Hyatt plans large-scale asset sales in 2018
 
Hyatt plans large-scale asset sales in 2018
15 FEBRUARY 2018 4:46 PM

Officials with Hyatt Hotels Corporation said with the planned sale of a three-property portfolio, the company will be more than two-thirds of the way to selling $1.5 billion in assets by 2020. 

CHICAGO—Hyatt Hotel Corporation executives said they’re making significant progress on a plan to sell more than $1.5 billion in owned assets outside of the company’s established capital recycling program.

CFO Pat Grismer believes the company is close to passing the $1 billion mark.

During a call with investors and analysts Thursday, Grismer said the company has seen strong interest from potential buyers for a three-property portfolio, including the Andaz Maui at Wailea, the Grand Hyatt San Francisco and the Hyatt Regency Coconut Point Resort and Spa.

Combined with the already completed sale of the Hyatt Regency Scottsdale Resort & Spa and the Royal Palms Resort and Spa for $305 million, Grismer said the Andaz Maui and Grand Hyatt San Francisco sales would account for roughly $1 billion of the stated goal to sell off $1.5 billion in assets by 2020. The sale of the Hyatt Regency Coconut Point Resort and Spa would be calculated separately as part of the company’s ongoing asset recycling program, as is the recent $58 million sale of the Hyatt Regency Monterey Hotel & Spa.

Grismer noted the company was engaged with two different brokers on potential asset sales and was pleased with the first round of bids for the portfolio.

“We anticipate finalized agreement in the near future,” he said. “And we expect to close no later than the second quarter.”

President and CEO Mark Hoplamazian said interest in the properties has come from a diverse group of potential buyers, both domestic and international, and include both private equity and publicly listed companies.

“It’s across many different dimensions and is not particularly narrow at this point,” he said.

Hoplamazian said there seems to be interest in the assets Hyatt is marketing in part because they’re in desirable markets with high barriers to entry. Grismer noted that in deciding which properties to sell, Hyatt officials have targeted low-yield, high-multiple properties.

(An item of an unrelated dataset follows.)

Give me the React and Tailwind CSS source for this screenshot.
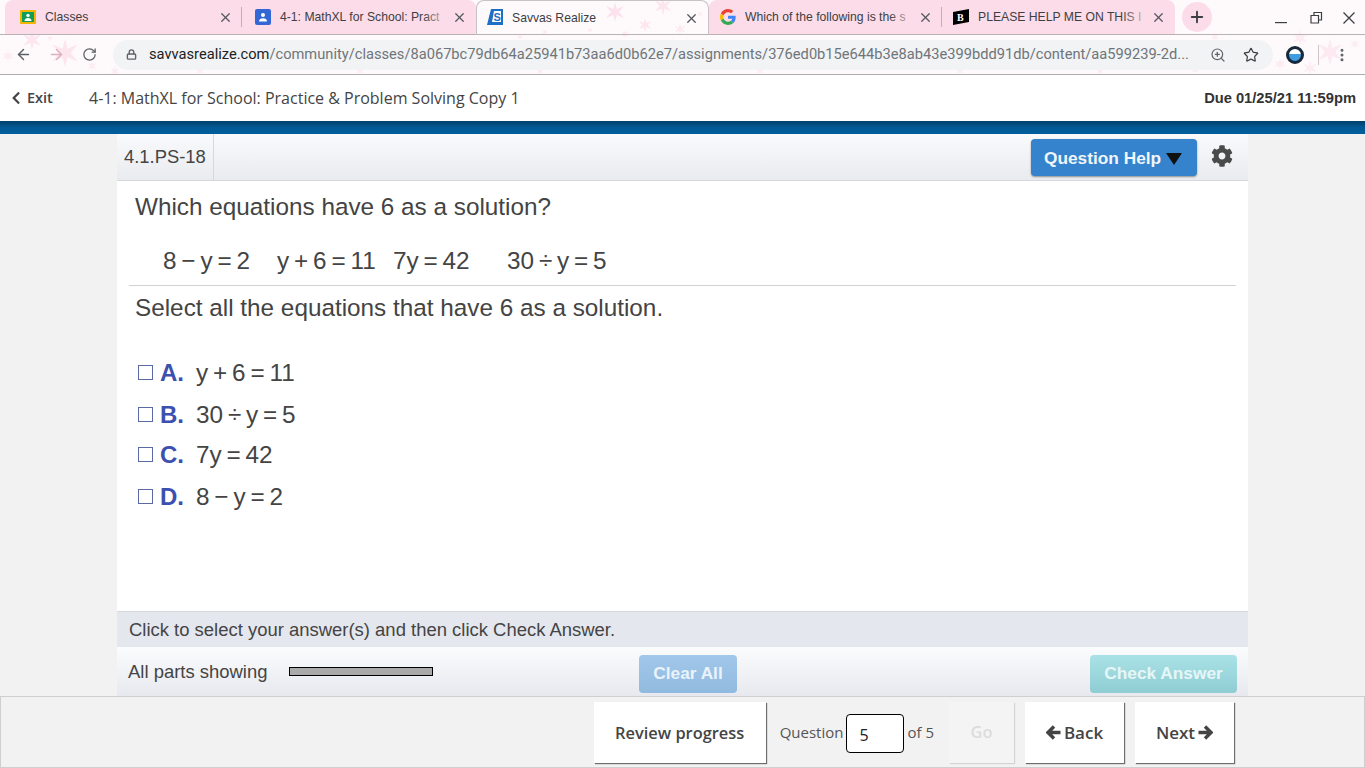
import React from "react";
import { ArrowLeft, ArrowRight, RotateCw, Lock, ZoomIn, Star, X, Plus, MoreVertical } from "lucide-react";
import { FaCog, FaChevronLeft } from "react-icons/fa";

const arial = "font-['Liberation_Sans',Arial,sans-serif]";
const opensans = "font-['Open_Sans',sans-serif]";

const Sparkle = ({ x, y, s, o = 1 }) => (
  <path
    transform={`translate(${x} ${y}) scale(${s})`}
    opacity={o}
    fill="#fcdde9"
    d="M0 -10 L1.800 -3 L9 -6 L4 0 L9 6 L1.800 3 L0 10 L-1.800 3 L-9 6 L-4 0 L-9 -6 L-1.800 -3 Z"
  />
);

const stars = [
  [32, 40, 1, 0.7], [65, 53, 1.4, 0.75], [8, 56, 0.6, 0.5], [92, 66, 0.5, 0.5], [50, 38, 0.3, 0.6],
  [115, 71, 0.5, 0.5], [200, 71, 0.4, 0.5], [360, 71, 0.4, 0.5], [540, 71, 0.4, 0.5], [760, 71, 0.4, 0.5],
  [960, 71, 0.4, 0.5], [1100, 71, 0.4, 0.5], [1300, 38, 0.8, 0.5], [1330, 52, 1.300, 0.6], [1355, 44, 0.5, 0.5],
  [1280, 64, 0.6, 0.5], [1310, 68, 0.7, 0.5], [1215, 37, 0.4, 0.5], [1195, 70, 0.4, 0.5],
  [615, 12, 1, 0.85], [663, 6, 0.9, 0.75], [645, 25, 0.7, 0.7], [680, 29, 0.6, 0.6], [625, 34, 0.4, 0.6],
  [545, 32, 0.3, 0.6], [590, 30, 0.3, 0.6], [520, 37, 0.3, 0.6], [700, 14, 0.3, 0.5],
];

const Tab = ({ icon, title, fade = true, className }) => (
  <div className={`relative flex items-center h-[34px] shrink-0 ${className}`}>
    <span className="w-4 h-4 shrink-0 flex items-center justify-center">{icon}</span>
    <span className={`ml-[9px] flex-1 min-w-0 overflow-hidden whitespace-nowrap text-[12.2px] text-[#3c4043] ${arial}`}>
      {title}
    </span>
    {fade && <span className="absolute right-[15px] top-2 w-7 h-5 bg-gradient-to-r from-transparent to-[#fcdce8]" />}
    <X size={15} strokeWidth={2} className="relative shrink-0 -mr-px text-[#54575b]" />
  </div>
);

const Divider = () => <span className="block w-px h-5 bg-[#c9a9b6] shrink-0" />;

const BrowserChrome = () => (
  <div className="relative h-[75px] bg-[#fefafc] border-b border-[#b0acae] overflow-hidden">
    <svg className="absolute inset-0 w-full h-full" aria-hidden="true">
      {stars.map(([x, y, s, o], i) => <Sparkle key={i} x={x} y={y} s={s} o={o} />)}
    </svg>
    <div className="relative flex items-start h-[35px] border-b border-[#b9b2b5]">
      <div className="flex items-center h-[34px] ml-[5px] w-[471px] pl-[15px] bg-[#fcdce8] rounded-t-lg">
        <Tab
          className="w-[212px]"
          fade={false}
          title="Classes"
          icon={
            <svg width="16" height="16" viewBox="0 0 16 16">
              <rect width="16" height="14" y="1" rx="1" fill="#f4b400" />
              <rect x="2" y="3" width="12" height="10" fill="#0f9d58" />
              <circle cx="8" cy="6.500" r="1.700" fill="#fff" />
              <path d="M4.500 12c0-2 1.500-3 3.500-3s3.500 1 3.500 3z" fill="#fff" />
            </svg>
          }
        />
        <span className="ml-[9px] mr-[13px]"><Divider /></span>
        <Tab
          className="w-[211px]"
          title="4-1: MathXL for School: Pract"
          icon={
            <svg width="16" height="16" viewBox="0 0 16 16">
              <rect width="16" height="16" rx="2" fill="#3367d6" />
              <circle cx="8" cy="6" r="2" fill="#fff" />
              <path d="M4 12.500c0-2.200 1.800-3.300 4-3.300s4 1.100 4 3.300z" fill="#fff" />
            </svg>
          }
        />
      </div>
      <div className="flex items-center h-[35px] w-[233px] px-[10px] border-x border-t border-[#c7c2c5] rounded-t-lg">
        <Tab
          className="w-full"
          fade={false}
          title="Savvas Realize"
          icon={
            <svg width="16" height="18" viewBox="0 0 16 18">
              <path d="M4 0h12v16H0z" fill="#1c6fc4" />
              <path d="M7 2h7v11H5z" fill="#fff" />
              <text x="6.500" y="12" fontSize="11" fontWeight="700" fill="#1c6fc4" fontFamily="Liberation Sans">S</text>
            </svg>
          }
        />
      </div>
      <div className="flex items-center h-[34px] w-[466px] pl-[11px] bg-[#fcdce8] rounded-t-lg">
        <Tab
          className="w-[212px]"
          title="Which of the following is the s"
          icon={
            <svg width="16" height="16" viewBox="0 0 48 48">
              <path fill="#ea4335" d="M24 9.500c3.500 0 6.700 1.200 9.200 3.600l6.900-6.900C35.900 2.400 30.400 0 24 0 14.600 0 6.500 5.400 2.600 13.200l8 6.200C12.500 13.700 17.800 9.500 24 9.500z" />
              <path fill="#4285f4" d="M47 24.500c0-1.600-.1-3.100-.4-4.500H24v9h12.900c-.6 3-2.200 5.500-4.700 7.200l7.700 6C44.400 37.900 47 31.800 47 24.500z" />
              <path fill="#fbbc05" d="M10.600 28.600A14.500 14.500 0 0 1 10.600 19.400l-8-6.200a24 24 0 0 0 0 21.600z" />
              <path fill="#34a853" d="M24 48c6.500 0 11.900-2.100 15.900-5.800l-7.700-6c-2.200 1.500-4.900 2.300-8.200 2.300-6.200 0-11.500-4.200-13.400-9.900l-8 6.200C6.500 42.600 14.600 48 24 48z" />
            </svg>
          }
        />
        <span className="ml-[9px] mr-[11px]"><Divider /></span>
        <Tab
          className="w-[212px]"
          title="PLEASE HELP ME ON THIS I"
          icon={
            <svg width="16" height="16" viewBox="0 0 16 16">
              <path d="M0 3L16 0v13L0 16z" fill="#000" />
              <text x="4" y="12" fontSize="10" fontWeight="700" fill="#fff" fontFamily="Liberation Serif">B</text>
            </svg>
          }
        />
      </div>
      <button className="ml-[7px] mt-[2px] w-[30px] h-[30px] rounded-full bg-[#fcdce8] flex items-center justify-center text-[#3c4043]">
        <Plus size={18} strokeWidth={2.500} />
      </button>
      <div className="ml-auto flex items-center h-[34px] text-[#3c4043]">
        <svg width="12" height="12" viewBox="0 0 12 12" className="mt-[11px] mr-[23px]">
          <rect y="5" width="12" height="1.200" fill="#3c4043" />
        </svg>
        <svg width="13" height="13" viewBox="0 0 13 13" fill="none" stroke="#3c4043" strokeWidth="1.200" className="mr-[20px]">
          <path d="M1 4.500h7.500V12H1z" />
          <path d="M4 4V1.500h7.500V9H9" />
        </svg>
        <svg width="12" height="12" viewBox="0 0 12 12" stroke="#3c4043" strokeWidth="1.300" className="mt-[2px] mr-[10px]">
          <path d="M0.500 0.500l11 11M11.500 0.500l-11 11" />
        </svg>
      </div>
    </div>
    <div className="relative flex items-center h-[39px]">
      <ArrowLeft size={17} strokeWidth={2} className="ml-[15px] text-[#5c5f63]" />
      <ArrowRight size={17} strokeWidth={2} className="ml-[16px] text-[#d9b0c0]" />
      <RotateCw size={15} strokeWidth={2} className="ml-[17px] text-[#5c5f63]" />
      <div className="ml-[16px] flex items-center h-[30px] w-[1160px] pl-[13px] bg-[#f1f3f4] rounded-full">
        <Lock size={11} strokeWidth={3} className="text-[#5f6368] shrink-0" />
        <span className="ml-[12px] mt-px w-[1045px] whitespace-nowrap overflow-hidden text-[14.66px] text-[#70757a] font-['Roboto',sans-serif]">
          <span className="text-[#202124]">savvasrealize.com</span>/community/classes/8a067bc79db64a25941b73aa6d0b62e7/assignments/376ed0b15e644b3e8ab43e399bdd91db/content/aa599239-2d...
        </span>
        <ZoomIn size={16} strokeWidth={1.800} className="ml-[16px] text-[#5f6368] shrink-0" />
        <Star size={16} strokeWidth={1.800} className="ml-[17px] text-[#3c4043] shrink-0" />
      </div>
      <span className="ml-[13px] w-[18px] h-[18px] rounded-full border-[3px] border-[#16283a] bg-[linear-gradient(#fff_45%,#3f9ce0_45%)] shrink-0" />
      <span className="ml-[14px] w-px h-5 bg-[#cfc5c9]" />
      <MoreVertical size={16} strokeWidth={2.500} className="ml-[15px] text-[#5f6368]" />
    </div>
  </div>
);

const Option = ({ letter, children, className }) => (
  <div className={`flex items-center h-8 ${className}`}>
    <span className="w-[15px] h-[15px] -mt-[2px] border border-[#5b6aa6] shrink-0" />
    <span className={`ml-[7px] w-9 text-2xl font-bold text-[#3c50b0] ${arial}`}>{letter}</span>
    {children}
  </div>
);

const Eq = ({ className, children }) => (
  <span className={`text-[24.3px] text-[#444] [word-spacing:-1.900px] whitespace-pre ${arial} ${className}`}>{children}</span>
);

const NavArrow = ({ flip }) => (
  <svg width="15" height="15" viewBox="0 0 15 15" className={flip ? "rotate-180" : ""}>
    <path d="M8 1.500L2 7.500l6 6M2.500 7.500H14.500" fill="none" stroke="#444" strokeWidth="3.400" />
  </svg>
);

export default function App() {
  return (
    <div className="w-[1365px] h-[768px] flex flex-col overflow-hidden bg-[#f2f2f2]">
      <BrowserChrome />

      <div className="flex items-center justify-between h-[46px] bg-white shrink-0 pl-[9px] pr-[9px]">
        <div className="flex items-center">
          <span className={`flex items-center w-[80px] text-[14.500px] font-semibold text-[#444] ${opensans}`}>
            <FaChevronLeft size={14} className="mr-[4px]" />
            Exit
          </span>
          <span className={`text-base text-[#444] ${opensans}`}>4-1: MathXL for School: Practice &amp; Problem Solving Copy 1</span>
        </div>
        <span className={`text-[14.7px] font-bold text-[#333] ${arial}`}>Due 01/25/21 11:59pm</span>
      </div>
      <div className="h-[13px] shrink-0 bg-gradient-to-b from-[#00416b] via-[#005a94] to-[#005f9c]" />

      <div className="w-[1131px] ml-[117px] h-[562px] shrink-0 flex flex-col bg-white">
        <div className="flex items-center h-[47px] shrink-0 border-b border-[#d5d8dc] bg-gradient-to-b from-[#f8fafc] to-[#e9ebef]">
          <div className={`flex items-center h-full pl-[7px] pr-[7px] border-r border-[#d5d8dc] text-[18.4px] text-[#444] ${arial}`}>4.1.PS-18</div>
          <button className={`ml-auto flex items-center w-[166px] h-[37px] pl-[13px] pt-[3px] rounded bg-[#3583cc] shadow-[0_1px_2px_rgba(0,0,0,0.4)] text-[17.3px] font-bold text-[#f0f6fb] ${arial}`}>
            Question Help
            <svg width="16" height="12" viewBox="0 0 16 12" className="ml-[5px]">
              <path d="M0 0h16L8 12z" fill="#111" />
            </svg>
          </button>
          <FaCog size={22} className="ml-[14px] mr-[15px] -mt-[2px] text-[#4a4a4a]" />
        </div>

        <div className="flex-1 flex flex-col px-3">
          <p className={`mt-[10px] ml-[6px] text-[24.3px] leading-8 text-[#444] ${arial}`}>Which equations have 6 as a solution?</p>
          <div className="flex items-center h-8 mt-[22px] ml-[34px]">
            <Eq className="w-[114px]">8 − y = 2</Eq>
            <Eq className="w-[116px]">y + 6 = 11</Eq>
            <Eq className="w-[114px]">7y = 42</Eq>
            <Eq>30 ÷ y = 5</Eq>
          </div>
          <div className="mt-2 border-t border-[#d2d2d2]" />
          <p className={`mt-[6px] ml-[6px] text-[24.3px] leading-8 text-[#444] ${arial}`}>Select all the equations that have 6 as a solution.</p>
          <div className="mt-[33px] ml-[9px] flex flex-col">
            <Option letter="A."><Eq>y + 6 = 11</Eq></Option>
            <Option letter="B." className="mt-[10px]"><Eq>30 ÷ y = 5</Eq></Option>
            <Option letter="C." className="mt-2"><Eq>7y = 42</Eq></Option>
            <Option letter="D." className="mt-[10px]"><Eq>8 − y = 2</Eq></Option>
          </div>
        </div>

        <div className={`flex items-center h-[36px] shrink-0 pl-3 border-t border-[#d5d8dc] bg-[#e4e7ee] text-[18.47px] text-[#444] ${arial}`}>
          Click to select your answer(s) and then click Check Answer.
        </div>
        <div className="flex items-center h-[49px] shrink-0 pl-[11px] pr-[11px] bg-gradient-to-b from-[#fbfcfd] to-[#e7e9ef]">
          <span className={`w-[161px] text-[18.47px] text-[#444] ${arial}`}>All parts showing</span>
          <span className="w-[144px] h-[9px] border border-black bg-[#aaa]" />
          <button className={`ml-[206px] mt-1 h-[38px] w-[98px] rounded bg-gradient-to-b from-[#a2c8ea] to-[#90badf] text-[17.300px] font-bold text-[#eaf3fa] ${arial}`}>Clear All</button>
          <button className={`ml-auto mt-1 h-[38px] w-[147px] rounded bg-gradient-to-b from-[#a9e2e6] to-[#8fcdd3] text-[17.300px] font-bold text-[#e6f6f7] ${arial}`}>Check Answer</button>
        </div>
      </div>

      <div className={`flex-1 flex items-start justify-end pt-[5px] pr-[130px] border-t border-[#cfcfcf] border-b border-x bg-[#f2f2f2] ${opensans}`}>
        <button className="h-[61px] w-[172px] pt-px bg-white shadow-[1px_1px_1px_rgba(0,0,0,0.55)] text-[16.400px] font-semibold text-[#444]">Review progress</button>
        <div className="flex items-center h-[61px] ml-[14px] text-[15px] text-[#555]">
          <span>Question</span>
          <span className="ml-[3px] mt-[2px] flex items-center w-[58px] h-[39px] pl-3 pt-[3px] border border-black rounded bg-white text-base text-[#222]">5</span>
          <span className="ml-[3px]">of 5</span>
        </div>
        <button className="ml-[15px] h-[61px] w-[65px] bg-[#f4f4f4] shadow-[1px_1px_1px_rgba(0,0,0,0.12)] text-[16.400px] font-semibold text-[#dcdcdc]">Go</button>
        <button className="ml-[11px] flex items-center justify-center gap-[3px] h-[61px] w-[99px] bg-white shadow-[1px_1px_1px_rgba(0,0,0,0.55)] text-[17px] font-semibold text-[#444]">
          <NavArrow />Back
        </button>
        <button className="ml-[11px] flex items-center justify-center gap-[3px] h-[61px] w-[99px] bg-white shadow-[1px_1px_1px_rgba(0,0,0,0.55)] text-[17px] font-semibold text-[#444]">
          Next<NavArrow flip />
        </button>
      </div>
    </div>
  );
}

Both Grismer and Hoplamazian noted the sales show the company’s efforts to put greater emphasis on growth for its fee-based management and franchising businesses, though Hyatt intends to continue owning some assets.

Grismer said the ultimate proceeds of the asset sales should benefit from recent changes to U.S. tax law, but the company will see a short-term hit from the repatriation of some overseas capital.

The money raised via the asset sales will be used for a combination of acquisitions and investments in Hyatt’s overall business along with “returning capital to shareholders.”

Asked by analysts whether the company would start a second round of asset sales at the completion of the $1.5 billion in sales, Grismer said it’s too early to say.

“We’re not planning to do that at this state, and I think it would be premature to give guidance to that effect,” he said. “When we committed to this, we did so on the basis that this would be meaningful but preserve balance sheet capacity in a way that grows our business. We also felt that in an environment that can be so uncertain, that we should commit to something we had absolute confidence we could do.”

Q4 and full-year 2017 performance
Hoplamazian said he was pleased with the company’s fourth-quarter and full-year 2017 results, which included systemwide revenue per available room growth of 3.8% for the quarter and 3.3% for the year.

He noted the company had an “exceptionally strong” Q4 in terms of new rooms open, and it was the 11th consecutive quarter the company saw rooms grow at 6% or more.

All told, the company saw a record 71 hotels open during the year with net room growth of 7%.

Net income for the year was $249 million, a year-over-year increase of 22.3%, and adjusted earnings before interest, taxes, depreciation and amortization was up 3.9% to $816 million.

As of press time, Hyatt’s stocks were trading at $80.11 a share, a year-to-date increase of 7.4%. The Baird/STR Hotel Stock Index was up 4.5% for the same period.

2018 guidance
Hyatt officials are projecting systemwide RevPAR growth between 1% and 3% in 2018, although Grismer said the first quarter likely will be the weakest of the year for the company.

Other 2018 projections include:

  • net income between $176 million and $215 million;
  • adjusted EBITDA between $805 million and $825 million; and
  • $350 million in capital expenditures, $100 million of which will be spent on the repositioning of two Miraval resort properties, Grismer said.